Using newspaper headlines, historic photographs, artifacts and video and themed room settings, the exhibition's timeline traces more than 80 acts of terror that have taken place in the United States from 1776 to the present.
One of the most intriguing incidents detailed in the exhibit is the account of the explosion at Black Tom Island in New York Harbor on July 30, 1916. "Although it is something people have forgotten about, the explosions at the island's munitions depot — triggered by German saboteurs at the outset of World War I — were felt as far away as Philadelphia. The response to that incident was the Espionage Act of 1917 that's still on the books today," says Steve Frank, staff historian for the Constitution Center.
He adds, "Some of the threats to national security have come from abroad, but others have been homegrown."
He points to the section dealing with the Ku Klux Klan — probably America's best-known terrorist organization. The section containing graphic proof of their shocking levels of violence, maybe something visitors with young children should skip. Its evolution from vigilante groups inflicting terror on former slaves after the Civil War to its position today as one of many white supremacist groups is a thought-provoking stop for adults and teens.
The exhibition is organized in nine segments: Revolution: 1776-1890; Sabotage, 1914-1918; Hate, 1865-present; Radicalism, 1917-1920; World War, 1935-1945; Subversion, 1945-1956; Protest, 1969-1976; Extremism, 1992-Present; Terrorism, 1980-Present.
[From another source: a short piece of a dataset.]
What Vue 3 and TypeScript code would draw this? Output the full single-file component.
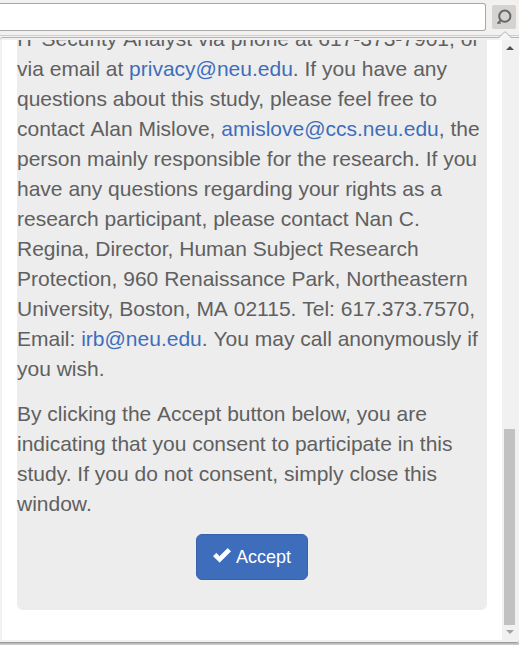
<script setup lang="ts">
interface Part {
  text: string
  link?: boolean
}

const contactLines: Part[][] = [
  [{ text: 'IT Security Analyst via phone at 617-373-7901, or' }],
  [{ text: 'via email at ' }, { text: 'privacy@neu.edu', link: true }, { text: '. If you have any' }],
  [{ text: 'questions about this study, please feel free to' }],
  [{ text: 'contact Alan Mislove, ' }, { text: 'amislove@ccs.neu.edu', link: true }, { text: ', the' }],
  [{ text: 'person mainly responsible for the research. If you' }],
  [{ text: 'have any questions regarding your rights as a' }],
  [{ text: 'research participant, please contact Nan C.' }],
  [{ text: 'Regina, Director, Human Subject Research' }],
  [{ text: 'Protection, 960 Renaissance Park, Northeastern' }],
  [{ text: 'University, Boston, MA 02115. Tel: 617.373.7570,' }],
  [{ text: 'Email: ' }, { text: 'irb@neu.edu', link: true }, { text: '. You may call anonymously if' }],
  [{ text: 'you wish.' }],
]

const consentLines: Part[][] = [
  [{ text: 'By clicking the Accept button below, you are' }],
  [{ text: 'indicating that you consent to participate in this' }],
  [{ text: 'study. If you do not consent, simply close this' }],
  [{ text: 'window.' }],
]

const paragraphs: Part[][][] = [contactLines, consentLines]

// Words and the spaces between them, so that spaces are never kerned.
const tokens = (text: string): string[] => text.split(/( )/).filter((t) => t !== '')
</script>

<template>
  <div class="browser">
    <header class="toolbar">
      <div class="address"></div>
      <div class="extension">
        <svg width="24" height="24" viewBox="0 0 24 24" fill="none" stroke="#666">
          <circle cx="12.8" cy="11.2" r="5.6" stroke-width="2" />
          <path d="M8.9 15.2L6 18.1" stroke-width="2" />
          <path d="M5 18.2H9" stroke-width="1" />
        </svg>
      </div>
    </header>
    <svg class="arrow" width="14" height="9" viewBox="0 0 14 9">
      <path d="M1 7L7 1L13 7V9H1Z" fill="#f5f5f5" />
      <path d="M0.5 6.5L7 0.7L13.5 6.5" fill="none" stroke="#b5b5b5" />
    </svg>
    <section class="popup">
      <main class="viewport">
        <div class="jumbotron">
          <p v-for="(lines, k) in paragraphs" :key="k">
            <span v-for="(line, i) in lines" :key="i" class="line"><component :is="part.link ? 'a' : 'span'" v-for="(part, j) in line" :key="j"><span v-for="(token, n) in tokens(part.text)" :key="n" :class="{ space: token === ' ' }">{{ token }}</span></component></span>
          </p>
          <div class="actions">
            <button class="accept" type="button">
              <svg width="18" height="15" viewBox="0 0 18 15">
                <path d="M0.4 8.2L3.3 5.2L6.6 8.4L14.7 0.4L17.7 3.3L6.7 14.2Z" fill="#fff" stroke="#fff" stroke-width=".7" stroke-linejoin="round" />
              </svg>
              <span>Accept</span>
            </button>
          </div>
        </div>
      </main>
      <aside class="scrollbar">
        <svg class="up" width="8" height="4" viewBox="0 0 8 4"><path d="M0 4L4 0L8 4Z" fill="#505050" /></svg>
        <div class="thumb"></div>
        <svg class="down" width="8" height="4" viewBox="0 0 8 4"><path d="M0 0H8L4 4Z" fill="#a3a3a3" /></svg>
      </aside>
    </section>
    <footer class="edge"></footer>
  </div>
</template>

<style>
body {
  margin: 0;
  overflow: hidden;
}
</style>

<style scoped>
.browser {
  position: relative;
  width: 519px;
  height: 645px;
  overflow: hidden;
  box-sizing: border-box;
  background: #f2f1f0;
  font-family: "Liberation Sans", Arial, sans-serif;
}
.toolbar {
  display: flex;
  box-sizing: border-box;
  height: 37px;
  padding-top: 3px;
  border-bottom: 1px solid #f2f1f0;
  box-shadow: inset 0 -1px #cfcecd;
}
.address {
  box-sizing: border-box;
  width: 486px;
  height: 28px;
  border: 1px solid #aaa7a5;
  border-left: 0;
  border-radius: 0 3px 3px 0;
  background: #fff;
}
.extension {
  width: 24px;
  height: 24px;
  margin: 2px 0 0 6px;
  border-radius: 2px;
  background: #d4d3d2;
}
.extension svg {
  display: block;
}
.arrow {
  position: absolute;
  z-index: 1;
  left: 498px;
  top: 31px;
}
.popup {
  display: flex;
  box-sizing: border-box;
  width: 519px;
  height: 606px;
  padding: 2px;
  border-top: 1px solid #b5b5b5;
  border-top-left-radius: 3px;
  border-bottom: 1px solid #999;
  border-bottom-right-radius: 3px;
  background: #f1f1f1;
}
.viewport {
  display: flex;
  flex-direction: column;
  justify-content: flex-end;
  box-sizing: border-box;
  width: 500px;
  height: 600px;
  padding: 0 15px 30px;
  overflow: hidden;
  background: #fff;
}
.jumbotron {
  flex: none;
  box-sizing: border-box;
  width: 470px;
  padding: 30px 0;
  border-radius: 6px;
  background: #ededed;
}
p {
  margin: 0 0 15px;
  color: #606060;
  font-size: 21px;
  line-height: 30px;
}
.line {
  display: block;
  white-space: pre;
}
.space {
  font-kerning: none;
}
a {
  color: #3e6dbc;
}
.actions {
  display: flex;
  justify-content: center;
}
.accept {
  display: flex;
  align-items: center;
  justify-content: center;
  gap: 5px;
  box-sizing: border-box;
  width: 112px;
  height: 46px;
  padding: 0;
  border: 1px solid #3862a9;
  border-radius: 6px;
  background: #3e6dbb;
  color: #fff;
  font: 18px/24px "Liberation Sans", Arial, sans-serif;
}
.accept svg {
  margin-bottom: 3px;
}
.scrollbar {
  display: flex;
  flex-direction: column;
  align-items: center;
  box-sizing: border-box;
  width: 15px;
  height: 600px;
  padding: 6px 0;
  background: #f1f1f1;
}
.up,
.down {
  flex: none;
  display: block;
}
.thumb {
  width: 11px;
  height: 196px;
  margin: 379px 0 5px;
  background: #c1c1c1;
}
.edge {
  height: 2px;
  background: linear-gradient(#b5b5b5, #d0d0d0);
}
</style>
Among artifacts and presentations found in the displays:
•Glass and granite fragments from the Alfred P. Murrah federal building in Oklahoma City and a shoe found in the wreckage.
•A ritual Ku Klux Klan red robe worn by the Klan "Kladd," who was the elected Klan officer presiding over secret rituals and ceremonies and KKK "business cards," which warned Americans that their every move was being watched.
•A badge and ID card carried in 1917 by an operative of the American Protective League who spied on fellow Americans on behalf of the U.S. Justice Department during World War I.
•A Weather Underground video presentation featuring an interview with ex-Weather Underground member Bernadine Dohrn.
•A replica of an anarchist's globe bomb that was presented as evidence in the 1886 trial of men tried in connection with the Chicago Haymarket riot.
There are designed "environments" too, like a militiaman's closet of weaponry and camouflage clothes, as well as a room set up like the 1950s office of an FBI agent. In the agent's office are file cabinets that can be opened to view the files kept on Americans who were suspected of being Communists, including Lucille Ball.

The beloved, red-headed comedienne apparently had registered to vote as a Communist in 1936 and again in 1938. As it turned out, she had done it only to please her grandfather. The ensuing investigation and interrogation by the House Committee for Un-American Activities failed to turn up anything more on Lucy. Observed her husband, Desi Arnaz, "The only thing red about Lucy is her hair, and even that's not legitimate."